OBJECTIVE - Omit all pictures. Copy the rest of the material exactly.

• • • •

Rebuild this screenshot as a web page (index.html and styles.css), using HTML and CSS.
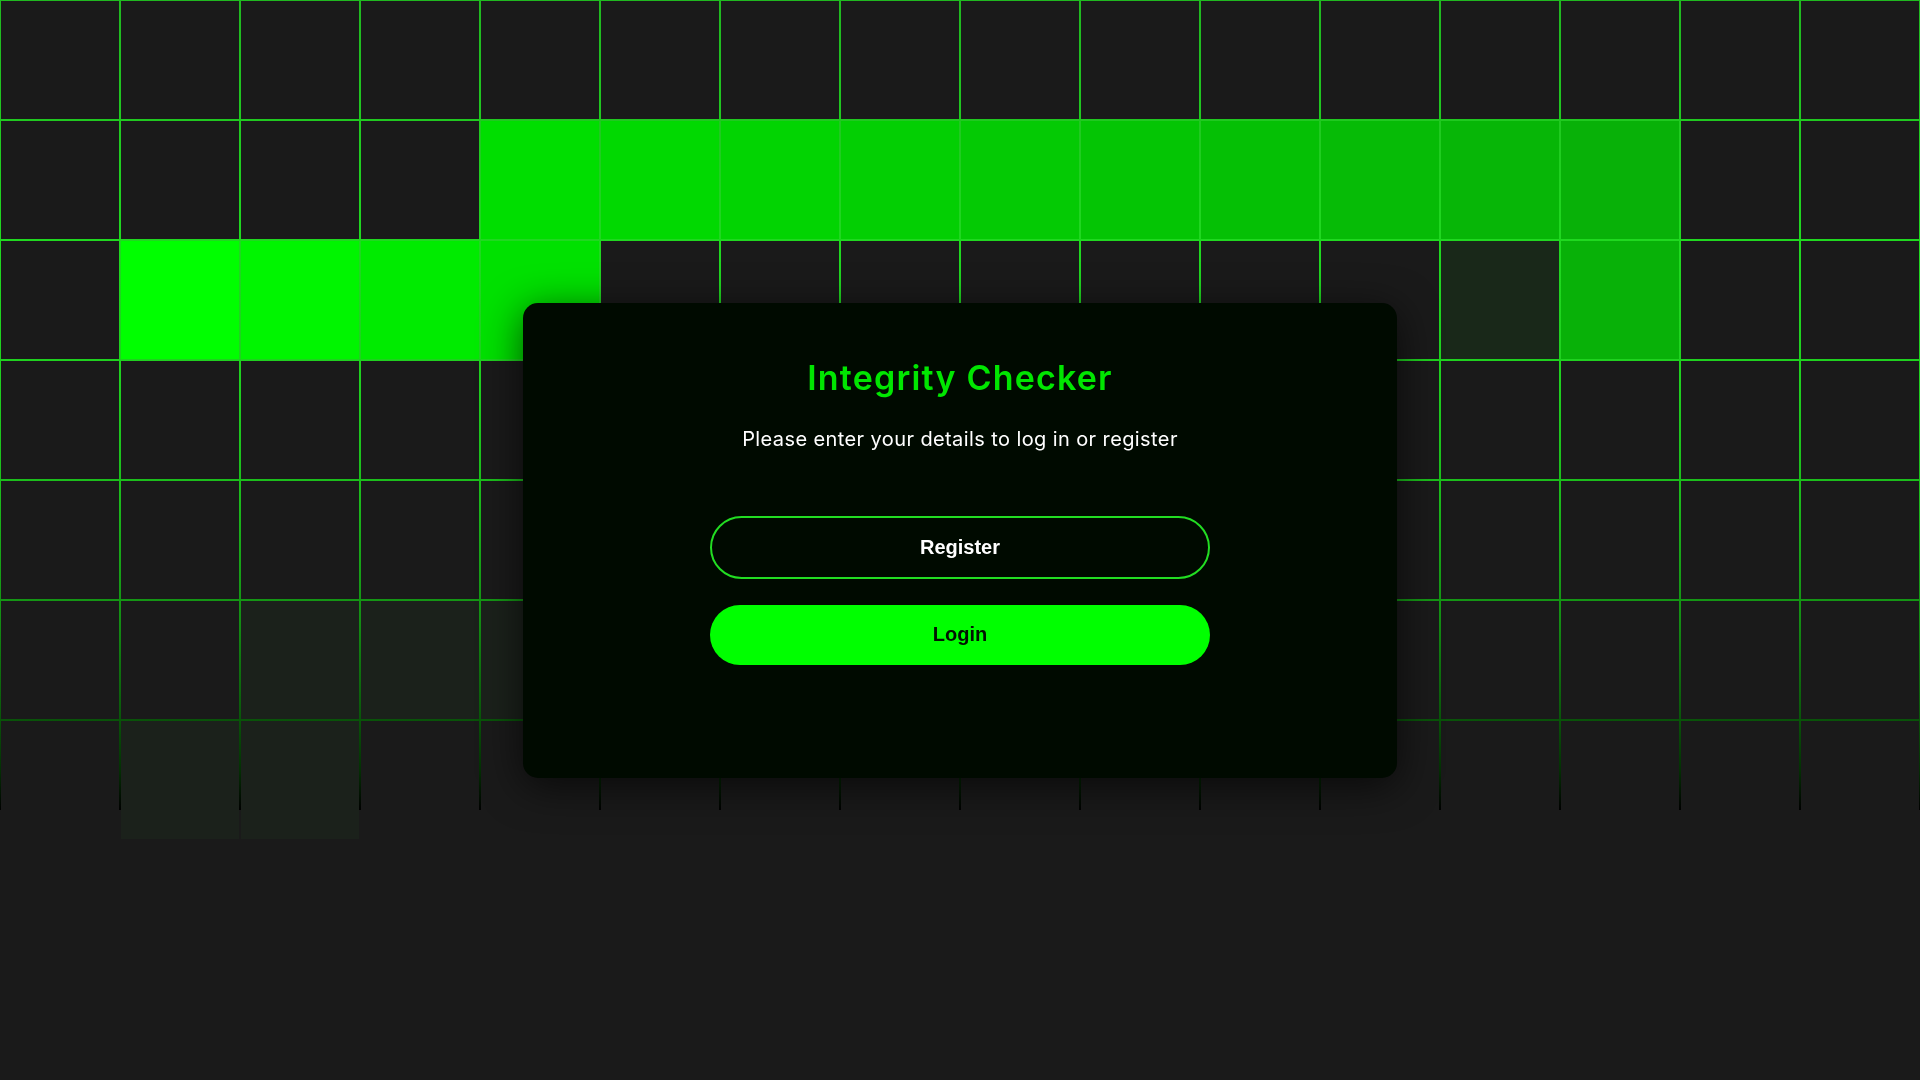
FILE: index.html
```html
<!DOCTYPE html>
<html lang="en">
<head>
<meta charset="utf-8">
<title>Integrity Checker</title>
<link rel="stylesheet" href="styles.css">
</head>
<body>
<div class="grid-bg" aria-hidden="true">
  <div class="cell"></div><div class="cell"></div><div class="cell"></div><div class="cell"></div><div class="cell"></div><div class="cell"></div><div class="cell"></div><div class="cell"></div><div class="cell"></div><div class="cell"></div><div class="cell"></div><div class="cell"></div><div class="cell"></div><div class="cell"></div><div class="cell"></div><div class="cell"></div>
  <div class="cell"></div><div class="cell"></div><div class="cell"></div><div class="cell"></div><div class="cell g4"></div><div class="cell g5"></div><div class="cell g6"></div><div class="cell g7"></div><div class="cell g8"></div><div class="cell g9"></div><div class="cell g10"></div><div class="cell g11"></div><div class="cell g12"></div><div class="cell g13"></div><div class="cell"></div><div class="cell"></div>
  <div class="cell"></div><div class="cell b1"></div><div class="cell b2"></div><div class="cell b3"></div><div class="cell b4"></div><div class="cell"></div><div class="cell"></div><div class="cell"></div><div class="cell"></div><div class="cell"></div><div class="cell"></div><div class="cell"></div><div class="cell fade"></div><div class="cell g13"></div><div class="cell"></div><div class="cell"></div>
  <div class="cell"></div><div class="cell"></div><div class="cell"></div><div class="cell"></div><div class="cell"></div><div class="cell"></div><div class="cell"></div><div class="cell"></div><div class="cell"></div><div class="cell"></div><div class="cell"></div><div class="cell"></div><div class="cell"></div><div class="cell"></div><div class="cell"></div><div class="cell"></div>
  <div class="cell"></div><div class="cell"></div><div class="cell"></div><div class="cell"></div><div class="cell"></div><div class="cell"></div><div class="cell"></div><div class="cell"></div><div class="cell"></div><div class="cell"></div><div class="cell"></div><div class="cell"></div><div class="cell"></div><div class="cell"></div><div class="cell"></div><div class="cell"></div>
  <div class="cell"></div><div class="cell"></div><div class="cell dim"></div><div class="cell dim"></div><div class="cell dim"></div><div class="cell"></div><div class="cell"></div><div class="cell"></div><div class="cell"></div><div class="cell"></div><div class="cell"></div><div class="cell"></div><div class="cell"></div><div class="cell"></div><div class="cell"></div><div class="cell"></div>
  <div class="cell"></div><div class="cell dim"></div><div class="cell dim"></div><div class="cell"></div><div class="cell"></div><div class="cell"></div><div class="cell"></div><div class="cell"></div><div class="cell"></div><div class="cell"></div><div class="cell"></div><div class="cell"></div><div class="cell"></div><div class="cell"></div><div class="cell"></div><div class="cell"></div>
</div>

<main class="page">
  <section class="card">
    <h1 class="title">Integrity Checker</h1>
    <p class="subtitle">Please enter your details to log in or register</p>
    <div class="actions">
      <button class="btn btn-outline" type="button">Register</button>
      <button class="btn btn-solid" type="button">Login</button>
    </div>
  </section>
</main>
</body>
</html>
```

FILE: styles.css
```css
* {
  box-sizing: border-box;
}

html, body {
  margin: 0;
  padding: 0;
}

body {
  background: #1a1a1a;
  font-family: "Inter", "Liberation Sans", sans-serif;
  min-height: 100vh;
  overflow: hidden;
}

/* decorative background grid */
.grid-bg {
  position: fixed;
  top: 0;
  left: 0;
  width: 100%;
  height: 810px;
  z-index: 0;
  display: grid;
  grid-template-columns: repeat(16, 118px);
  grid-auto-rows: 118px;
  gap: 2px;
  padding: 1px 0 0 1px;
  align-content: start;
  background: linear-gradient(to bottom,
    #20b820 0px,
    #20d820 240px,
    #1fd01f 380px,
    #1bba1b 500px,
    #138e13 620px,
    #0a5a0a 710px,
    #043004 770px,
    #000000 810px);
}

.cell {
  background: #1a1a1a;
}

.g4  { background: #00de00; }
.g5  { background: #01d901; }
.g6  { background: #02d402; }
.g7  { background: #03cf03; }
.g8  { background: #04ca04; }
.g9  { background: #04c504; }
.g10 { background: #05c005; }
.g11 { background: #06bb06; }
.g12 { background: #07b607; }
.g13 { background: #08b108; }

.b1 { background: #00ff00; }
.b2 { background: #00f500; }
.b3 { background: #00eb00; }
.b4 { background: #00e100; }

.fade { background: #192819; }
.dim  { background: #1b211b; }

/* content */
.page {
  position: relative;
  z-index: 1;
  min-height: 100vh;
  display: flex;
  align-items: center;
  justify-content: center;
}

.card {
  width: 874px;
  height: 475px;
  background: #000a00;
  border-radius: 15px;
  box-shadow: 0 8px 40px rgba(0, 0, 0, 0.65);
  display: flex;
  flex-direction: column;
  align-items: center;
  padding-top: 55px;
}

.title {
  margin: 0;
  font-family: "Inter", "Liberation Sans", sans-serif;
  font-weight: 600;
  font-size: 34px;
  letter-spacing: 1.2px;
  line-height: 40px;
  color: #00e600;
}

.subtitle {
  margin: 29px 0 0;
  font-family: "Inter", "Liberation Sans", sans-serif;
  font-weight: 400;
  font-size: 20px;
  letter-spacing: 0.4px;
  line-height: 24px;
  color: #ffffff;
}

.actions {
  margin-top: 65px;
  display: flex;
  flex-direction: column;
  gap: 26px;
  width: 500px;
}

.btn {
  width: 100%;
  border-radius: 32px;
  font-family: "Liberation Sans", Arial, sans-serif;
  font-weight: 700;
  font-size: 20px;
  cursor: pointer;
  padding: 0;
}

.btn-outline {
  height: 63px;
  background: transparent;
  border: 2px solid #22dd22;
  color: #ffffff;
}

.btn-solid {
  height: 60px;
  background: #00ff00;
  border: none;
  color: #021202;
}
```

• • • •

ANSWER TO THE TASK -
Rebuild this screenshot as a web page (index.html and styles.css), using HTML and CSS.
FILE: index.html
```html
<!DOCTYPE html>
<html lang="en">
<head>
<meta charset="utf-8">
<title>Integrity Checker</title>
<link rel="stylesheet" href="styles.css">
</head>
<body>
<div class="grid-bg" aria-hidden="true">
  <div class="cell"></div><div class="cell"></div><div class="cell"></div><div class="cell"></div><div class="cell"></div><div class="cell"></div><div class="cell"></div><div class="cell"></div><div class="cell"></div><div class="cell"></div><div class="cell"></div><div class="cell"></div><div class="cell"></div><div class="cell"></div><div class="cell"></div><div class="cell"></div>
  <div class="cell"></div><div class="cell"></div><div class="cell"></div><div class="cell"></div><div class="cell g4"></div><div class="cell g5"></div><div class="cell g6"></div><div class="cell g7"></div><div class="cell g8"></div><div class="cell g9"></div><div class="cell g10"></div><div class="cell g11"></div><div class="cell g12"></div><div class="cell g13"></div><div class="cell"></div><div class="cell"></div>
  <div class="cell"></div><div class="cell b1"></div><div class="cell b2"></div><div class="cell b3"></div><div class="cell b4"></div><div class="cell"></div><div class="cell"></div><div class="cell"></div><div class="cell"></div><div class="cell"></div><div class="cell"></div><div class="cell"></div><div class="cell fade"></div><div class="cell g13"></div><div class="cell"></div><div class="cell"></div>
  <div class="cell"></div><div class="cell"></div><div class="cell"></div><div class="cell"></div><div class="cell"></div><div class="cell"></div><div class="cell"></div><div class="cell"></div><div class="cell"></div><div class="cell"></div><div class="cell"></div><div class="cell"></div><div class="cell"></div><div class="cell"></div><div class="cell"></div><div class="cell"></div>
  <div class="cell"></div><div class="cell"></div><div class="cell"></div><div class="cell"></div><div class="cell"></div><div class="cell"></div><div class="cell"></div><div class="cell"></div><div class="cell"></div><div class="cell"></div><div class="cell"></div><div class="cell"></div><div class="cell"></div><div class="cell"></div><div class="cell"></div><div class="cell"></div>
  <div class="cell"></div><div class="cell"></div><div class="cell dim"></div><div class="cell dim"></div><div class="cell dim"></div><div class="cell"></div><div class="cell"></div><div class="cell"></div><div class="cell"></div><div class="cell"></div><div class="cell"></div><div class="cell"></div><div class="cell"></div><div class="cell"></div><div class="cell"></div><div class="cell"></div>
  <div class="cell"></div><div class="cell dim"></div><div class="cell dim"></div><div class="cell"></div><div class="cell"></div><div class="cell"></div><div class="cell"></div><div class="cell"></div><div class="cell"></div><div class="cell"></div><div class="cell"></div><div class="cell"></div><div class="cell"></div><div class="cell"></div><div class="cell"></div><div class="cell"></div>
</div>

<main class="page">
  <section class="card">
    <h1 class="title">Integrity Checker</h1>
    <p class="subtitle">Please enter your details to log in or register</p>
    <div class="actions">
      <button class="btn btn-outline" type="button">Register</button>
      <button class="btn btn-solid" type="button">Login</button>
    </div>
  </section>
</main>
</body>
</html>
```

FILE: styles.css
```css
* {
  box-sizing: border-box;
}

html, body {
  margin: 0;
  padding: 0;
}

body {
  background: #1a1a1a;
  font-family: "Inter", "Liberation Sans", sans-serif;
  min-height: 100vh;
  overflow: hidden;
}

/* decorative background grid */
.grid-bg {
  position: fixed;
  top: 0;
  left: 0;
  width: 100%;
  height: 810px;
  z-index: 0;
  display: grid;
  grid-template-columns: repeat(16, 118px);
  grid-auto-rows: 118px;
  gap: 2px;
  padding: 1px 0 0 1px;
  align-content: start;
  background: linear-gradient(to bottom,
    #20b820 0px,
    #20d820 240px,
    #1fd01f 380px,
    #1bba1b 500px,
    #138e13 620px,
    #0a5a0a 710px,
    #043004 770px,
    #000000 810px);
}

.cell {
  background: #1a1a1a;
}

.g4  { background: #00de00; }
.g5  { background: #01d901; }
.g6  { background: #02d402; }
.g7  { background: #03cf03; }
.g8  { background: #04ca04; }
.g9  { background: #04c504; }
.g10 { background: #05c005; }
.g11 { background: #06bb06; }
.g12 { background: #07b607; }
.g13 { background: #08b108; }

.b1 { background: #00ff00; }
.b2 { background: #00f500; }
.b3 { background: #00eb00; }
.b4 { background: #00e100; }

.fade { background: #192819; }
.dim  { background: #1b211b; }

/* content */
.page {
  position: relative;
  z-index: 1;
  min-height: 100vh;
  display: flex;
  align-items: center;
  justify-content: center;
}

.card {
  width: 874px;
  height: 475px;
  background: #000a00;
  border-radius: 15px;
  box-shadow: 0 8px 40px rgba(0, 0, 0, 0.65);
  display: flex;
  flex-direction: column;
  align-items: center;
  padding-top: 55px;
}

.title {
  margin: 0;
  font-family: "Inter", "Liberation Sans", sans-serif;
  font-weight: 600;
  font-size: 34px;
  letter-spacing: 1.2px;
  line-height: 40px;
  color: #00e600;
}

.subtitle {
  margin: 29px 0 0;
  font-family: "Inter", "Liberation Sans", sans-serif;
  font-weight: 400;
  font-size: 20px;
  letter-spacing: 0.4px;
  line-height: 24px;
  color: #ffffff;
}

.actions {
  margin-top: 65px;
  display: flex;
  flex-direction: column;
  gap: 26px;
  width: 500px;
}

.btn {
  width: 100%;
  border-radius: 32px;
  font-family: "Liberation Sans", Arial, sans-serif;
  font-weight: 700;
  font-size: 20px;
  cursor: pointer;
  padding: 0;
}

.btn-outline {
  height: 63px;
  background: transparent;
  border: 2px solid #22dd22;
  color: #ffffff;
}

.btn-solid {
  height: 60px;
  background: #00ff00;
  border: none;
  color: #021202;
}
```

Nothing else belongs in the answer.